How do you deploy Flyte on GKE Autopilot in a way that supports GPU-heavy workloads, uses cloud resources efficiently, and avoids brittle, manual setup?

Our team needed a solution that:

Provisions infrastructure using declarative tools
Deploys Flyte in a way that respects GKE Autopilot constraints
Enables GPU workflows to run only when needed.
Maintains flexibility, reproducibility, and usability by others in the community

See how we put all the pieces together, from infrastructure to GPU task execution.

Step-by-Step: How to Set Up Flyte on GKE Autopilot

To make Flyte work reliably on GKE Autopilot, our team focused on building a repeatable, cloud-native setup — one that could be shared with the open-source community and used as a foundation for ML teams working in Google Cloud.

Instead of working around platform limitations, we leaned into the strengths of GCP. The setup combines Terraform for infrastructure provisioning, Helm for deploying Flyte, and smart use of GCP-native services, such as Cloud SQL, Artifact Registry, and Autopilot for dynamic scheduling.

This resulted in a clean, modular deployment pipeline that can:

Spin up a GKE Autopilot cluster with GPU support.
Configure Cloud SQL for Flyte’s metadata storage.
Push container images to Artifact Registry.
Install Flyte using its official Helm chart.
Run example workflows using FlyteKit from a local environment.

Our team also enabled access to Flyte’s web UI and gRPC endpoints via port forwarding from a local machine, publishing secure endpoints for broader team use, which is planned for next steps.

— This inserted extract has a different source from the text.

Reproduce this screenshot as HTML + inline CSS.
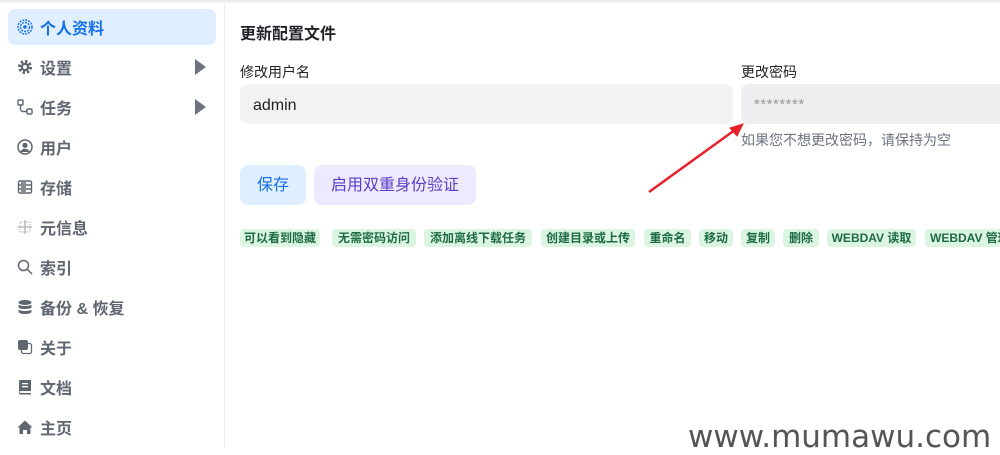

This is a lightweight way to interact with the cluster while testing and developing.

This foundation let us quickly test Flyte’s behavior on GKE Autopilot and made it easier to layer in more advanced capabilities, like dynamic workload scheduling using Kueue.

Making GPU Workloads Smarter With Kueue and Dynamic Scheduling

Once the core Flyte setup was in place, we turned to one of the most common resource management problems in ML infrastructure: how to use GPUs efficiently without overprovisioning.

In many Kubernetes environments, teams pre-allocate GPU nodes, keeping them online even when idle, increasing both resources and costs. That approach doesn’t align with the flexibility promised by GKE Autopilot, and it certainly doesn’t scale well for bursty, experiment-heavy ML workflows.

To solve this, we integrated Kueue, a Kubernetes-native job queueing system, with GKE’s Dynamic Workload Scheduler (DWS). This combination allowed us to gate Flyte tasks that required GPUs and only launch them once the platform confirmed GPU resources were actually available.

In practice, this is how a Flyte task gets scheduled and executed when GPUs are involved:

Flyte creates the pod.
Kueue holds the pod until DWS provisions GPU nodes and signals readiness.
Once resources are available, Kueue lets the pod proceed.
Once the pod is released, it runs as part of the Flyte workflow, with Flyte tracking its execution.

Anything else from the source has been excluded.